• **WHAT YOU HAVE TO DO**: Repeat exactly, please, the lines that begin at the start of the listing and end at the line holding "select = false;".

• **DATA SHOWN**:
========

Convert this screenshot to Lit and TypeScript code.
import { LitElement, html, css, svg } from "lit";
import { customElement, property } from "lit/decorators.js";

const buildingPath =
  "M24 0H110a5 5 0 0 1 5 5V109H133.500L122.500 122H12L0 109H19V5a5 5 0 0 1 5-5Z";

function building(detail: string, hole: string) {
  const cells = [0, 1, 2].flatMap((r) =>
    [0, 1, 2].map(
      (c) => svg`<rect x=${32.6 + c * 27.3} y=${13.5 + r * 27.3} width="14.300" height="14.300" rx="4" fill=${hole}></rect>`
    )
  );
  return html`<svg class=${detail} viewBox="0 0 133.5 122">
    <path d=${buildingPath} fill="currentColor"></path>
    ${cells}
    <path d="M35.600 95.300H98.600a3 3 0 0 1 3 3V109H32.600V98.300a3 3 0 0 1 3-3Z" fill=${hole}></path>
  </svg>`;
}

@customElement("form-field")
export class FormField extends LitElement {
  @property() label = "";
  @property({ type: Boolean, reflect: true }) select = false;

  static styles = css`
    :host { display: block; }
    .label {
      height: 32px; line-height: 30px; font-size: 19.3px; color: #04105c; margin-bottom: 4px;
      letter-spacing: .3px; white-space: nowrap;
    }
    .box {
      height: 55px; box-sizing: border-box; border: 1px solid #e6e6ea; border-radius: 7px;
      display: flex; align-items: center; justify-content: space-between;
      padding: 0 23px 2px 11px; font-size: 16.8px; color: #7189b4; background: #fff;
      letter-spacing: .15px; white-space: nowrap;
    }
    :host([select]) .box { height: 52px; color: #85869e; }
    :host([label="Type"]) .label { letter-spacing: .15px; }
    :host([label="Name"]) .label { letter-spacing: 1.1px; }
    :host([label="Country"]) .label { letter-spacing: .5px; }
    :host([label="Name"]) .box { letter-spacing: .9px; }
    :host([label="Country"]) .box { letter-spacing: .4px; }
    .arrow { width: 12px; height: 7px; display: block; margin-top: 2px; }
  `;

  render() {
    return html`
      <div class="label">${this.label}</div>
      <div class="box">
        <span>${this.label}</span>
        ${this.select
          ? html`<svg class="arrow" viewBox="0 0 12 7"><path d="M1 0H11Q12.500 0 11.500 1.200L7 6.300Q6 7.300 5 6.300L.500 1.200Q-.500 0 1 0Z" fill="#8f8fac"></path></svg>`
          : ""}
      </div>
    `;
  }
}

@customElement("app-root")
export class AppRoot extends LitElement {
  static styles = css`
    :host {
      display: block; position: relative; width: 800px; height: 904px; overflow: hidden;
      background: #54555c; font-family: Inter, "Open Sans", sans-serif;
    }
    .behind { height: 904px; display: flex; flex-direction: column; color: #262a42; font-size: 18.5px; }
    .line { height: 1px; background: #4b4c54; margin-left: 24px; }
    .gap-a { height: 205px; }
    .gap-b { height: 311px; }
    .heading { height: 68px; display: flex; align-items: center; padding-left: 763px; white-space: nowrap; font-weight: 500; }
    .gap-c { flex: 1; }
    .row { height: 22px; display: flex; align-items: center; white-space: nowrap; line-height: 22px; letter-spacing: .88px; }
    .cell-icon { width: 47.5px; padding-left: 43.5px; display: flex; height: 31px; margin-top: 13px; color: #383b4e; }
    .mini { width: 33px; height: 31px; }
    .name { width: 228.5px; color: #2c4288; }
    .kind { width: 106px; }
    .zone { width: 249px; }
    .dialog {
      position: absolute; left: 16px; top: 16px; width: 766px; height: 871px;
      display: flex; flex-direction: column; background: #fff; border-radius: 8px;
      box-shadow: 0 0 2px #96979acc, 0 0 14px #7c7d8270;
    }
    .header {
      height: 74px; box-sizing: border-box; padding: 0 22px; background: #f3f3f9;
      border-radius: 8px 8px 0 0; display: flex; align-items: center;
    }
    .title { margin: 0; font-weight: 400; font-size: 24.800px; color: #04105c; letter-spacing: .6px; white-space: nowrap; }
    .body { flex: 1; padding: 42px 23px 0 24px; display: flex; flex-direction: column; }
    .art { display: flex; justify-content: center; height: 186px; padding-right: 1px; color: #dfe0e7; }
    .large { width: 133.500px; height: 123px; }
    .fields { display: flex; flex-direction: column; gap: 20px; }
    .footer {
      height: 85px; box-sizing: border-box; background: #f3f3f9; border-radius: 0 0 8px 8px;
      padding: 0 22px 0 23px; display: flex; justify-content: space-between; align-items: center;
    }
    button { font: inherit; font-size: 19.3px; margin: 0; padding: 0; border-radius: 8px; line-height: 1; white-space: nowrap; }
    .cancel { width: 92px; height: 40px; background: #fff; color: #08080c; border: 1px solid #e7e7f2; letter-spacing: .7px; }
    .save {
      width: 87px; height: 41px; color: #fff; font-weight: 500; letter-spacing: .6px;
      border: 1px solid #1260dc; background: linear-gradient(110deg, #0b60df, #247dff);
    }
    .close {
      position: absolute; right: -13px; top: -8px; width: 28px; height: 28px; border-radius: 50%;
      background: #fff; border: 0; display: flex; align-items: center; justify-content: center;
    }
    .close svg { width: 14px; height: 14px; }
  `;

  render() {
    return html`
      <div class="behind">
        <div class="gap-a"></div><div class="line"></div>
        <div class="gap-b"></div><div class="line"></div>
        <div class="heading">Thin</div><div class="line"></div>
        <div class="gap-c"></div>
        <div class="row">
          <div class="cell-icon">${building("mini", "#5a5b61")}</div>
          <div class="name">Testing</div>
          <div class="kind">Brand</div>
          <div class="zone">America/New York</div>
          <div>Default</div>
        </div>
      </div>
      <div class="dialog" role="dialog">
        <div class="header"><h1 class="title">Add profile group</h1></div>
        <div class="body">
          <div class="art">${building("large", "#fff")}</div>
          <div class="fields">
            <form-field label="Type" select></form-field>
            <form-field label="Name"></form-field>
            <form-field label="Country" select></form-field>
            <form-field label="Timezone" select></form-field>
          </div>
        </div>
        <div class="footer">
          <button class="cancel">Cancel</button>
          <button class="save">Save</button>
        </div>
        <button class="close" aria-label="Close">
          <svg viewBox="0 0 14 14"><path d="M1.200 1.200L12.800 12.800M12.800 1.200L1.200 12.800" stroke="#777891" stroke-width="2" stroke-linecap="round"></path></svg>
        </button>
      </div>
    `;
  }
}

========

• **TASK ANSWER**:
Convert this screenshot to Lit and TypeScript code.
import { LitElement, html, css, svg } from "lit";
import { customElement, property } from "lit/decorators.js";

const buildingPath =
  "M24 0H110a5 5 0 0 1 5 5V109H133.500L122.500 122H12L0 109H19V5a5 5 0 0 1 5-5Z";

function building(detail: string, hole: string) {
  const cells = [0, 1, 2].flatMap((r) =>
    [0, 1, 2].map(
      (c) => svg`<rect x=${32.6 + c * 27.3} y=${13.5 + r * 27.3} width="14.300" height="14.300" rx="4" fill=${hole}></rect>`
    )
  );
  return html`<svg class=${detail} viewBox="0 0 133.5 122">
    <path d=${buildingPath} fill="currentColor"></path>
    ${cells}
    <path d="M35.600 95.300H98.600a3 3 0 0 1 3 3V109H32.600V98.300a3 3 0 0 1 3-3Z" fill=${hole}></path>
  </svg>`;
}

@customElement("form-field")
export class FormField extends LitElement {
  @property() label = "";
  @property({ type: Boolean, reflect: true }) select = false;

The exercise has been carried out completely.